NINTH: Whenever a compromise or arrangement is proposed between this Corporation and its creditors or any class of them and/or between this Corporation and its stockholders or any class of them, any court of equitable jurisdiction within the State of Delaware may, on the application in a summary way of this Corporation or of any creditor or stockholder thereof or this Corporation under the provisions of Section 291 of Title 8 of the Delaware Code or on the application of trustees in dissolution or of any receiver or receivers appointed for this Corporation under the provisions of Section 279 of Title 8 of the Delaware Code order a meeting of the creditors or class of creditors, and/or of the stockholders of this Corporation, as the case may be, to be summoned in such manner as the said court directs. If a majority in number representing three-fourths in value of the creditors or class of creditors, and/or of stockholders or class of stockholders of this Corporation, as the case may be, agree to any compromise or arrangement and to any reorganization of this Corporation as a consequence of such compromise or arrangement then the said reorganization shall, if sanctioned by the court to which said application has been made, be binding on all creditors or class of creditors, and/or on all the stockholders or class of stockholders, of the Corporation, as the case may be, and also on this Corporation.

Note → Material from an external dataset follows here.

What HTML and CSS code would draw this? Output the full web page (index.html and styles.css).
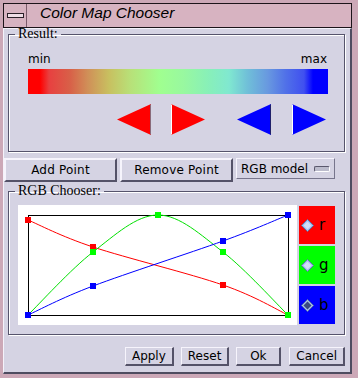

TENTH: No director of the Corporation shall be liable to the Corporation or its stockholders for monetary damages for breach of fiduciary duty as a director, except for liability (i) for any breach of the director’s duty of loyalty to the Corporation or its stockholders; (ii) for acts or omissions not in good faith or which involve intentional misconduct or a knowing violation of law; (iii) for the payment of unlawful dividends or unlawful stock repurchases or redemptions under Section 174 of the Delaware General Corporation Law; or (iv) for any transaction from which the director derived an improper/personal benefit.

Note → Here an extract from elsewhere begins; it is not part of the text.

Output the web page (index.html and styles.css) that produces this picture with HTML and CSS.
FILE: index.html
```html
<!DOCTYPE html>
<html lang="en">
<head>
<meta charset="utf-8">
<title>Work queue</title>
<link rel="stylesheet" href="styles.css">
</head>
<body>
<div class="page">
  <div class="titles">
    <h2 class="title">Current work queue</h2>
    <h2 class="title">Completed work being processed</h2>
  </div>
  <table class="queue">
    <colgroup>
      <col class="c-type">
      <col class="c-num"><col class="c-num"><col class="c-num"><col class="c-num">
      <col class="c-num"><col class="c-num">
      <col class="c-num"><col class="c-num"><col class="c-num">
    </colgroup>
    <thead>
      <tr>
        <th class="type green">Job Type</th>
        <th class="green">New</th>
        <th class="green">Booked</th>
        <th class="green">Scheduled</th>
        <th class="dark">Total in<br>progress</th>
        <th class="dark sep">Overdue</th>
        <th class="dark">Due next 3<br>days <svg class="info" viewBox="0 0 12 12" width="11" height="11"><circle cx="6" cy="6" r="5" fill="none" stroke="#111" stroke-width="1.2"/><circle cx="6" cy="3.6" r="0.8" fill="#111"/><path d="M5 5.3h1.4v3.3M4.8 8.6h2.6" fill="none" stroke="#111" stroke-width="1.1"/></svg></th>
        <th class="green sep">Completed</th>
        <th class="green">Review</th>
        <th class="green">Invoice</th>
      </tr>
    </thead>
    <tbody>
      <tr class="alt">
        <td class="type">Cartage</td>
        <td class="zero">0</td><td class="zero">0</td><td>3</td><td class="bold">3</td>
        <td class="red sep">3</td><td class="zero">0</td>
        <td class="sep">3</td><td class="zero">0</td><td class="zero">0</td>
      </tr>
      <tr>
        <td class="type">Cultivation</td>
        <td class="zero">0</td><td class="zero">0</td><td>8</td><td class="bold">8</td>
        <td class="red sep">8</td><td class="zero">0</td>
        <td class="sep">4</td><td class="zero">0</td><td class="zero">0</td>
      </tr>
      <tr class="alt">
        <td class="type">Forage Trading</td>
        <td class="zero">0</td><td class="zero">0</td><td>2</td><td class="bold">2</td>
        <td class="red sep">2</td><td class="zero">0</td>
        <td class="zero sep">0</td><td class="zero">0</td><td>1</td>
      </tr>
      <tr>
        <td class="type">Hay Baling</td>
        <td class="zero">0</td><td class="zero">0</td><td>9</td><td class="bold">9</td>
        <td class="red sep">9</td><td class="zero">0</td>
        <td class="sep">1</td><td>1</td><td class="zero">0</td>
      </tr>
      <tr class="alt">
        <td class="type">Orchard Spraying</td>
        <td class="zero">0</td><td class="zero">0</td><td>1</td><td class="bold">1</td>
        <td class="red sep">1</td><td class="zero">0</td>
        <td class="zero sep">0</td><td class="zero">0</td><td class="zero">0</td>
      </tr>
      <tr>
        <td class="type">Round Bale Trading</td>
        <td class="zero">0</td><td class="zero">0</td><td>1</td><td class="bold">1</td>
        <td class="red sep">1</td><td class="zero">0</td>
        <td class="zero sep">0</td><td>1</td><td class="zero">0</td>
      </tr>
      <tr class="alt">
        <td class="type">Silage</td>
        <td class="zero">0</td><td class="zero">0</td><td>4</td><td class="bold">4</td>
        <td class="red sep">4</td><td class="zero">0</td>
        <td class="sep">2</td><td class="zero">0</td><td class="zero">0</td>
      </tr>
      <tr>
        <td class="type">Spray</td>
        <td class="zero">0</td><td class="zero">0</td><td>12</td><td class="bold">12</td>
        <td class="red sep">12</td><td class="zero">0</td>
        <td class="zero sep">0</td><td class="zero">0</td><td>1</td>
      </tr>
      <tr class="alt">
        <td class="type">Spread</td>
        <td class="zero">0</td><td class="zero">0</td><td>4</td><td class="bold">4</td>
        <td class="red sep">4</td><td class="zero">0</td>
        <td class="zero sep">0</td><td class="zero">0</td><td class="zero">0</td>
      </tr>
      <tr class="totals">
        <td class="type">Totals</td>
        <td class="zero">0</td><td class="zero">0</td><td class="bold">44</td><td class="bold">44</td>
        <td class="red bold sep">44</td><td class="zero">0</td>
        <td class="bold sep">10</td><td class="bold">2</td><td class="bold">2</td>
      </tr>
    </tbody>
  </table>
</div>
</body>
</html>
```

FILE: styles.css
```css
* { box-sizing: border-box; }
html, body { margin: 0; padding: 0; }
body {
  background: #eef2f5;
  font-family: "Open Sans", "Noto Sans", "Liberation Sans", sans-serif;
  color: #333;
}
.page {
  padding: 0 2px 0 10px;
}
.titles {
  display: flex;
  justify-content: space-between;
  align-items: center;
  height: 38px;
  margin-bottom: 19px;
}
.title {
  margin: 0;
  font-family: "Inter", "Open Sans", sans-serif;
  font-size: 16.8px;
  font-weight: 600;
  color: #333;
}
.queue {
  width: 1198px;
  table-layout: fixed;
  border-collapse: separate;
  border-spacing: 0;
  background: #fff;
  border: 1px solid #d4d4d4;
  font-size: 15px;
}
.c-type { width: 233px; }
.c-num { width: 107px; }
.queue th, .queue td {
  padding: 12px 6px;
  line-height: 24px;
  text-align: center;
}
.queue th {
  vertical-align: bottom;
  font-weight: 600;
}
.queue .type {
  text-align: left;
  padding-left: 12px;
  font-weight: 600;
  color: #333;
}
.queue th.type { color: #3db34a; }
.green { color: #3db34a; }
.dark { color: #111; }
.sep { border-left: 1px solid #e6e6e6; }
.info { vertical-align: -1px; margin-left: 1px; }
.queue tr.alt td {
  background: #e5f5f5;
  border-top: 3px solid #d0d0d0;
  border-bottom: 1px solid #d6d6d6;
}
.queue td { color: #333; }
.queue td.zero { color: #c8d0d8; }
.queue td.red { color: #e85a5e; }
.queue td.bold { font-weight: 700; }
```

ELEVENTH: The corporation reserves the right to amend, alter, change or repeal any provisions contained in this Certificate of Incorporation, in the manner now or hereafter prescribed by Statute, and all rights conferred upon stockholders herein are granted subject to this reservation.
TWELFTH:
(a) The number of directors that shall constitute the entire Board of Directors of this corporation shall be not less than three (3) nor more than seven (7), subject to the provisions of this Article TWELFTH. The exact number of directors shall be fixed, within the foregoing limitations, by the vote of a majority of the entire Board of Directors. The number of directors which constitutes the whole Board of Directors of the Corporation shall be designated in the Bylaws of the Corporation. Directors need not be stockholders. Except as otherwise provided by statute or this Certificate of Incorporation or the corporation’s Bylaws, the directors shall be elected at the annual meeting of stockholders. Each director shall hold office until his successor shall have been elected and qualified, or until his death, or until he shall have resigned, or have been removed.

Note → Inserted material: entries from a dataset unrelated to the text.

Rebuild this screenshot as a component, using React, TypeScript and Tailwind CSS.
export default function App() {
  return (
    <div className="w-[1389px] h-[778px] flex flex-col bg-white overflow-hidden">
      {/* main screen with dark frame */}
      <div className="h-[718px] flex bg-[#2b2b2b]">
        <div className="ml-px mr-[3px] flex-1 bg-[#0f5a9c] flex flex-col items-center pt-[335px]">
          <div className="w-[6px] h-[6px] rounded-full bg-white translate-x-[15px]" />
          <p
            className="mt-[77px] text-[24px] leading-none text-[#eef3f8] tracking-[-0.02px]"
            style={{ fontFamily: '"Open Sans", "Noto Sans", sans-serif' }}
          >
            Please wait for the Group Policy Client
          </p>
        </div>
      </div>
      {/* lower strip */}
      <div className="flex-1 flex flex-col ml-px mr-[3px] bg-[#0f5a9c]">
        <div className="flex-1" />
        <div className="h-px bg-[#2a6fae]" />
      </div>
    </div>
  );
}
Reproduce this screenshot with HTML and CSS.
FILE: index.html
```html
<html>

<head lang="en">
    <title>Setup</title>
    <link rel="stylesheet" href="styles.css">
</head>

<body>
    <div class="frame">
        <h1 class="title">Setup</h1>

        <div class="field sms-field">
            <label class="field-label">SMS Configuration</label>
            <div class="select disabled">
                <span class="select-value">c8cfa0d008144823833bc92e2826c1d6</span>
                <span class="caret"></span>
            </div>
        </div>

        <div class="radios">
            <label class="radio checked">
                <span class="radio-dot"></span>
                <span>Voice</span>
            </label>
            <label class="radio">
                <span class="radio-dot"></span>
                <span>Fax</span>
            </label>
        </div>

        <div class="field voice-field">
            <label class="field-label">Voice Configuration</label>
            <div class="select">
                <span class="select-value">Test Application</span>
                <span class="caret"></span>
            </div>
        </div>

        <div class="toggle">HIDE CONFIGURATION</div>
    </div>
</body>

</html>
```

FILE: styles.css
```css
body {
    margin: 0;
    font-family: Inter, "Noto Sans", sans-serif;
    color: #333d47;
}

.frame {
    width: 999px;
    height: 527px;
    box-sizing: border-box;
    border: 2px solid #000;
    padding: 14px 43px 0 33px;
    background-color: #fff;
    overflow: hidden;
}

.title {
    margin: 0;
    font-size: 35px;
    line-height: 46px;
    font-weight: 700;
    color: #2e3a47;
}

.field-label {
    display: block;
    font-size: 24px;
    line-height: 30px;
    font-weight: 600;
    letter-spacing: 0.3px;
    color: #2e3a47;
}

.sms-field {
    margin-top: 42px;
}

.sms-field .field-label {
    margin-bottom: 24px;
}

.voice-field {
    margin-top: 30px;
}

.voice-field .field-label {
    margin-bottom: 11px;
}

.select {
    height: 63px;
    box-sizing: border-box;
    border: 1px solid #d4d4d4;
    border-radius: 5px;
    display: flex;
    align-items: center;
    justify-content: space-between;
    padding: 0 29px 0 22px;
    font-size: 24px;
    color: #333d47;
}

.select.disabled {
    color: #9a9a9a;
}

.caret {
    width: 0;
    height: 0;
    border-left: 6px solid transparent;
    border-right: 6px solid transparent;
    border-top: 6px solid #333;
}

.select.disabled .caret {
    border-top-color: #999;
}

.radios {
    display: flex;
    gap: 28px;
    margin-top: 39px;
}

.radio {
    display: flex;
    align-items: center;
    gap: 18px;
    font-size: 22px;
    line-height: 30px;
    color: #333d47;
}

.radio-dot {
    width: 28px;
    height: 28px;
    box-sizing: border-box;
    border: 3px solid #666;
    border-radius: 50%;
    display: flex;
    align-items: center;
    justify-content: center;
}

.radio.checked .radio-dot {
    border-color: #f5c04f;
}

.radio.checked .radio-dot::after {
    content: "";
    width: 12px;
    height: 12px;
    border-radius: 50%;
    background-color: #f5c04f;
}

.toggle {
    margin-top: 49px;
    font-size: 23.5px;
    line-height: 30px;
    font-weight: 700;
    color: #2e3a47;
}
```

(b) Beginning at the Annual Meeting of stockholders in 2006, directors shall be elected by a plurality of votes of the shares that are represented in person or by proxy at the Annual Meeting of stockholders in each year and that are entitled to vote on the election of directors. Elected directors shall hold office until the next annual meeting and until their successors shall be duly elected and qualified, provided that directors in office prior to the 2006 Annual meeting shall continue in office until the expiration of the terms to which they were originally elected. Directors need not be stockholders. If, for any cause, the Board of Directors shall not have been elected at an annual meeting, they may be elected as soon thereafter as convenient at a special meeting of the stockholders called for that purpose in the manner provided in the Bylaws.
[(b) The directors of the Corporation shall be divided into three (3) classes as nearly equal in size as practicable, which classes are hereby designated Class I, Class II and Class III. The term of office of the initial Class I directors shall expire at the first regularly scheduled annual meeting of stockholders to be held after the annual meeting of stockholders for 1995 (scheduled to be held on June 6, 1995), or any adjournments thereof; the term of office of the initial Class II directors shall expire at the second succeeding annual meeting of stockholders to be held after the annual meeting of stockholders for 1995, or any adjournments thereof; and the term of office of the initial Class III directors shall expire at the third succeeding annual meeting of the stockholders to be held after the annual meeting of stockholders for 1995, or any adjournments thereof. For the purposes hereof, the initial Class I, Class II and Class III directors shall be those directors so designated and elected at the annual meeting of stockholders for 1995, or any adjournments thereof. The designation of said directors to Class I, Class II and Class III shall be by a majority vote of the Board or, if agreement cannot be reached, by length of prior service on the Board. At each annual meeting after the annual meeting of stockholders for 1995, or any adjournments thereof, directors to replace those of the Class whose terms expire at such annual meeting shall be elected to hold office until the third succeeding annual meeting and until their respective successors shall have been duly elected and qualified. If the number of directors is hereafter changed, any newly created directorships or decrease in directorships shall be so apportioned among the classes so as to make all classes as nearly equal in number as is practicable.]
(c) Any decrease in the number of directors constituting the Board of Directors shall be effective at the time of the next succeeding annual meeting of the stockholders unless there shall be vacancies in the Board of Directors, in which case such decrease may become effective at any time prior to the next succeeding annual meeting to the extent of the number of such vacancies. No decrease in the number of directors constituting the Board of Directors shall shorten the term of any incumbent director.
(d) Newly created directorships resulting from any increase in the number of directors and any vacancies on the Board of Directors resulting from death, resignation, disqualification, removal or other cause shall be filled exclusively by the affirmative vote of a majority of the remaining members of the Board of Directors (and not by stockholders), although less than a quorum, or by a sole remaining director.
(e) Any director may be removed from office only for cause.
THIRTEENTH: No action permitted or required to be taken by stockholders pursuant to the Delaware General Corporation Law may be taken by consent or consents in writing.
FOURTEENTH: Notwithstanding anything contained in this Certificate of Incorporation or the Corporation’s Bylaws to the contrary, Articles Twelfth, Thirteenth and Fourteenth of this Certificate of Incorporation, and Section 11 of Article II, Section 2 of Article III, Section 13 of Article III, and Section 14 of Article III of the Bylaws, shall not be altered, amended or repealed, and no provisions inconsistent therewith shall be adopted, without the affirmative vote of two-thirds or more of the outstanding stock of the corporation entitled to vote thereon.